## What is expected
Without the images, write out the whole listing exactly.

● ● ● ● ●

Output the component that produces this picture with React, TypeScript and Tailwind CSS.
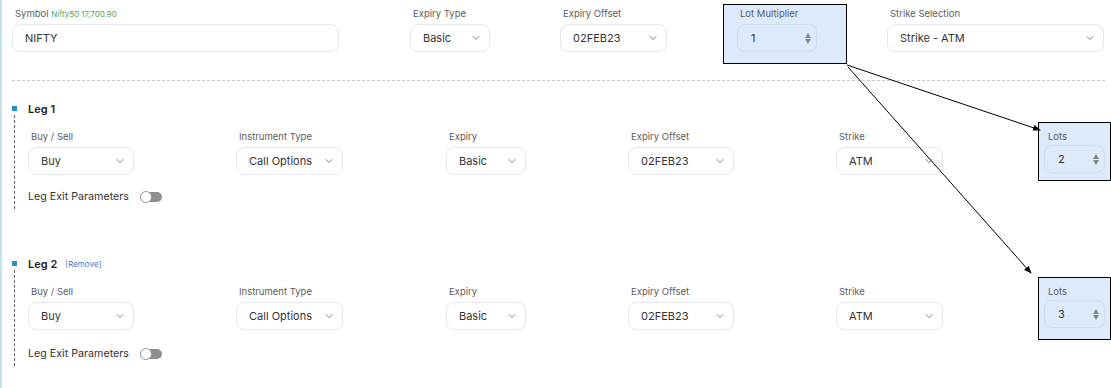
import { ChevronDown } from 'lucide-react';

function Select({ value, w }: { value: string; w: string }) {
  return (
    <div className={`${w} h-[28px] flex items-center justify-between rounded-lg border border-[#e5e7eb] bg-white pl-[12px] pr-[7px] text-[11px] text-[#333]`}>
      <span>{value}</span>
      <ChevronDown className="w-[12px] h-[12px] text-[#555]" strokeWidth={1.5} />
    </div>
  );
}

function NumberBox({ value, w }: { value: string; w: string }) {
  return (
    <div className={`${w} h-[28px] flex items-center justify-between rounded-lg border border-[#cfdbe8] bg-[#dceafb] pl-[13px] pr-[5px] text-[11px] text-[#333]`}>
      <span>{value}</span>
      <div className="flex flex-col gap-[1px] text-[#888]">
        <svg width="6" height="5" viewBox="0 0 6 5"><path d="M3 0L6 5H0z" fill="currentColor" /></svg>
        <svg width="6" height="5" viewBox="0 0 6 5"><path d="M0 0h6L3 5z" fill="currentColor" /></svg>
      </div>
    </div>
  );
}

function Label({ children, className = '' }: { children: React.ReactNode; className?: string }) {
  return <div className={`text-[9.5px] leading-[12px] text-[#5c5c5c] ml-[3px] ${className}`}>{children}</div>;
}

function Toggle() {
  return (
    <div className="w-[22px] h-[10px] rounded-full bg-[#8f8f8f] relative">
      <div className="absolute left-0 top-[-1px] w-[12px] h-[12px] rounded-full bg-white border border-[#9a9a9a]" />
    </div>
  );
}

function Leg({ n, lots, removable }: { n: number; lots: string; removable?: boolean }) {
  return (
    <div className="relative pl-[26px]">
      <div className="absolute left-[10px] top-[3px] w-[5px] h-[5px] bg-[#2b8fc7]" />
      <div className="absolute left-[12px] top-[12px] bottom-[-4px] border-l border-dashed border-[#666]" />
      <div className="flex items-center gap-[8px] h-[12px]">
        <span className="text-[11px] font-semibold text-[#222]">Leg {n}</span>
        {removable && <span className="text-[8px] text-[#4a7ac0]">[Remove]</span>}
      </div>
      <div className="flex items-start mt-[6px]">
        <div className="pt-[10px]">
          <Label className="mb-[4px]">Buy / Sell</Label>
          <Select value="Buy" w="w-[106px]" />
        </div>
        <div className="pt-[10px] ml-[102px]">
          <Label className="mb-[4px]">Instrument Type</Label>
          <Select value="Call Options" w="w-[107px]" />
        </div>
        <div className="pt-[10px] ml-[103px]">
          <Label className="mb-[4px]">Expiry</Label>
          <Select value="Basic" w="w-[80px]" />
        </div>
        <div className="pt-[10px] ml-[102px]">
          <Label className="mb-[4px]">Expiry Offset</Label>
          <Select value="02FEB23" w="w-[106px]" />
        </div>
        <div className="pt-[10px] ml-[102px]">
          <Label className="mb-[4px]">Strike</Label>
          <Select value="ATM" w="w-[107px]" />
        </div>
        <div className={`ml-[95px] mt-[1px] w-[74px] border border-black bg-[#dceafb] pl-[5px] pt-[8px] ${removable ? 'pb-[11px]' : 'pb-[7px]'}`}>
          <Label className="ml-[4px] mb-[2px]">Lots</Label>
          <NumberBox value={lots} w="w-[61px]" />
        </div>
      </div>
      <div className={`flex items-center gap-[11px] ${removable ? 'mt-[6px]' : 'mt-[8px]'}`}>
        <span className="text-[10.7px] text-[#333]">Leg Exit Parameters</span>
        <Toggle />
      </div>
    </div>
  );
}

export default function App() {
  return (
    <div className="relative w-[1111px] h-[388px] bg-white overflow-hidden border-l-2 border-[#c5e3ea]" style={{ fontFamily: 'Inter, "Noto Sans", sans-serif' }}>
      <div className="flex items-start pt-[8px] pl-[10px]">
        <div>
          <Label className="ml-[2px] mb-[4px]">
            Symbol <span className="text-[8px] text-[#5aa05a]">Nifty50 17,700.90</span>
          </Label>
          <div className="w-[327px] h-[28px] flex items-center rounded-lg border border-[#e5e7eb] pl-[12px] text-[11px] text-[#333]">NIFTY</div>
        </div>
        <div className="ml-[71px]">
          <Label className="mb-[4px]">Expiry Type</Label>
          <Select value="Basic" w="w-[80px]" />
        </div>
        <div className="ml-[70px]">
          <Label className="mb-[4px]">Expiry Offset</Label>
          <Select value="02FEB23" w="w-[107px]" />
        </div>
        <div className="ml-[56px] -mt-[4px] w-[124px] h-[60px] border border-black bg-[#dceafb] pl-[13px] pt-[3px]">
          <Label className="mb-[4px]">Lot Multiplier</Label>
          <NumberBox value="1" w="w-[80px]" />
        </div>
        <div className="ml-[40px]">
          <Label className="mb-[4px]">Strike Selection</Label>
          <Select value="Strike - ATM" w="w-[217px]" />
        </div>
      </div>
      <div className="ml-[10px] mr-[6px] mt-[16px] border-t border-dashed border-[#c8c8c8]" />
      <div className="mt-[22px]">
        <Leg n={1} lots="2" />
      </div>
      <div className="mt-[53px]">
        <Leg n={2} lots="3" removable />
      </div>
      <svg className="absolute inset-0 pointer-events-none" width="1111" height="388">
        <defs>
          <marker id="ah" markerWidth="8" markerHeight="6" refX="7" refY="3" orient="auto">
            <path d="M0 0L8 3L0 6z" fill="#000" />
          </marker>
        </defs>
        <line x1="845" y1="65" x2="1038" y2="130" stroke="#000" strokeWidth="1" markerEnd="url(#ah)" />
        <line x1="846" y1="67" x2="1029" y2="273" stroke="#000" strokeWidth="1" markerEnd="url(#ah)" />
      </svg>
    </div>
  );
}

● ● ● ● ●

## Result of this exercise
Output the component that produces this picture with React, TypeScript and Tailwind CSS.
import { ChevronDown } from 'lucide-react';

function Select({ value, w }: { value: string; w: string }) {
  return (
    <div className={`${w} h-[28px] flex items-center justify-between rounded-lg border border-[#e5e7eb] bg-white pl-[12px] pr-[7px] text-[11px] text-[#333]`}>
      <span>{value}</span>
      <ChevronDown className="w-[12px] h-[12px] text-[#555]" strokeWidth={1.5} />
    </div>
  );
}

function NumberBox({ value, w }: { value: string; w: string }) {
  return (
    <div className={`${w} h-[28px] flex items-center justify-between rounded-lg border border-[#cfdbe8] bg-[#dceafb] pl-[13px] pr-[5px] text-[11px] text-[#333]`}>
      <span>{value}</span>
      <div className="flex flex-col gap-[1px] text-[#888]">
        <svg width="6" height="5" viewBox="0 0 6 5"><path d="M3 0L6 5H0z" fill="currentColor" /></svg>
        <svg width="6" height="5" viewBox="0 0 6 5"><path d="M0 0h6L3 5z" fill="currentColor" /></svg>
      </div>
    </div>
  );
}

function Label({ children, className = '' }: { children: React.ReactNode; className?: string }) {
  return <div className={`text-[9.5px] leading-[12px] text-[#5c5c5c] ml-[3px] ${className}`}>{children}</div>;
}

function Toggle() {
  return (
    <div className="w-[22px] h-[10px] rounded-full bg-[#8f8f8f] relative">
      <div className="absolute left-0 top-[-1px] w-[12px] h-[12px] rounded-full bg-white border border-[#9a9a9a]" />
    </div>
  );
}

function Leg({ n, lots, removable }: { n: number; lots: string; removable?: boolean }) {
  return (
    <div className="relative pl-[26px]">
      <div className="absolute left-[10px] top-[3px] w-[5px] h-[5px] bg-[#2b8fc7]" />
      <div className="absolute left-[12px] top-[12px] bottom-[-4px] border-l border-dashed border-[#666]" />
      <div className="flex items-center gap-[8px] h-[12px]">
        <span className="text-[11px] font-semibold text-[#222]">Leg {n}</span>
        {removable && <span className="text-[8px] text-[#4a7ac0]">[Remove]</span>}
      </div>
      <div className="flex items-start mt-[6px]">
        <div className="pt-[10px]">
          <Label className="mb-[4px]">Buy / Sell</Label>
          <Select value="Buy" w="w-[106px]" />
        </div>
        <div className="pt-[10px] ml-[102px]">
          <Label className="mb-[4px]">Instrument Type</Label>
          <Select value="Call Options" w="w-[107px]" />
        </div>
        <div className="pt-[10px] ml-[103px]">
          <Label className="mb-[4px]">Expiry</Label>
          <Select value="Basic" w="w-[80px]" />
        </div>
        <div className="pt-[10px] ml-[102px]">
          <Label className="mb-[4px]">Expiry Offset</Label>
          <Select value="02FEB23" w="w-[106px]" />
        </div>
        <div className="pt-[10px] ml-[102px]">
          <Label className="mb-[4px]">Strike</Label>
          <Select value="ATM" w="w-[107px]" />
        </div>
        <div className={`ml-[95px] mt-[1px] w-[74px] border border-black bg-[#dceafb] pl-[5px] pt-[8px] ${removable ? 'pb-[11px]' : 'pb-[7px]'}`}>
          <Label className="ml-[4px] mb-[2px]">Lots</Label>
          <NumberBox value={lots} w="w-[61px]" />
        </div>
      </div>
      <div className={`flex items-center gap-[11px] ${removable ? 'mt-[6px]' : 'mt-[8px]'}`}>
        <span className="text-[10.7px] text-[#333]">Leg Exit Parameters</span>
        <Toggle />
      </div>
    </div>
  );
}

export default function App() {
  return (
    <div className="relative w-[1111px] h-[388px] bg-white overflow-hidden border-l-2 border-[#c5e3ea]" style={{ fontFamily: 'Inter, "Noto Sans", sans-serif' }}>
      <div className="flex items-start pt-[8px] pl-[10px]">
        <div>
          <Label className="ml-[2px] mb-[4px]">
            Symbol <span className="text-[8px] text-[#5aa05a]">Nifty50 17,700.90</span>
          </Label>
          <div className="w-[327px] h-[28px] flex items-center rounded-lg border border-[#e5e7eb] pl-[12px] text-[11px] text-[#333]">NIFTY</div>
        </div>
        <div className="ml-[71px]">
          <Label className="mb-[4px]">Expiry Type</Label>
          <Select value="Basic" w="w-[80px]" />
        </div>
        <div className="ml-[70px]">
          <Label className="mb-[4px]">Expiry Offset</Label>
          <Select value="02FEB23" w="w-[107px]" />
        </div>
        <div className="ml-[56px] -mt-[4px] w-[124px] h-[60px] border border-black bg-[#dceafb] pl-[13px] pt-[3px]">
          <Label className="mb-[4px]">Lot Multiplier</Label>
          <NumberBox value="1" w="w-[80px]" />
        </div>
        <div className="ml-[40px]">
          <Label className="mb-[4px]">Strike Selection</Label>
          <Select value="Strike - ATM" w="w-[217px]" />
        </div>
      </div>
      <div className="ml-[10px] mr-[6px] mt-[16px] border-t border-dashed border-[#c8c8c8]" />
      <div className="mt-[22px]">
        <Leg n={1} lots="2" />
      </div>
      <div className="mt-[53px]">
        <Leg n={2} lots="3" removable />
      </div>
      <svg className="absolute inset-0 pointer-events-none" width="1111" height="388">
        <defs>
          <marker id="ah" markerWidth="8" markerHeight="6" refX="7" refY="3" orient="auto">
            <path d="M0 0L8 3L0 6z" fill="#000" />
          </marker>
        </defs>
        <line x1="845" y1="65" x2="1038" y2="130" stroke="#000" strokeWidth="1" markerEnd="url(#ah)" />
        <line x1="846" y1="67" x2="1029" y2="273" stroke="#000" strokeWidth="1" markerEnd="url(#ah)" />
      </svg>
    </div>
  );
}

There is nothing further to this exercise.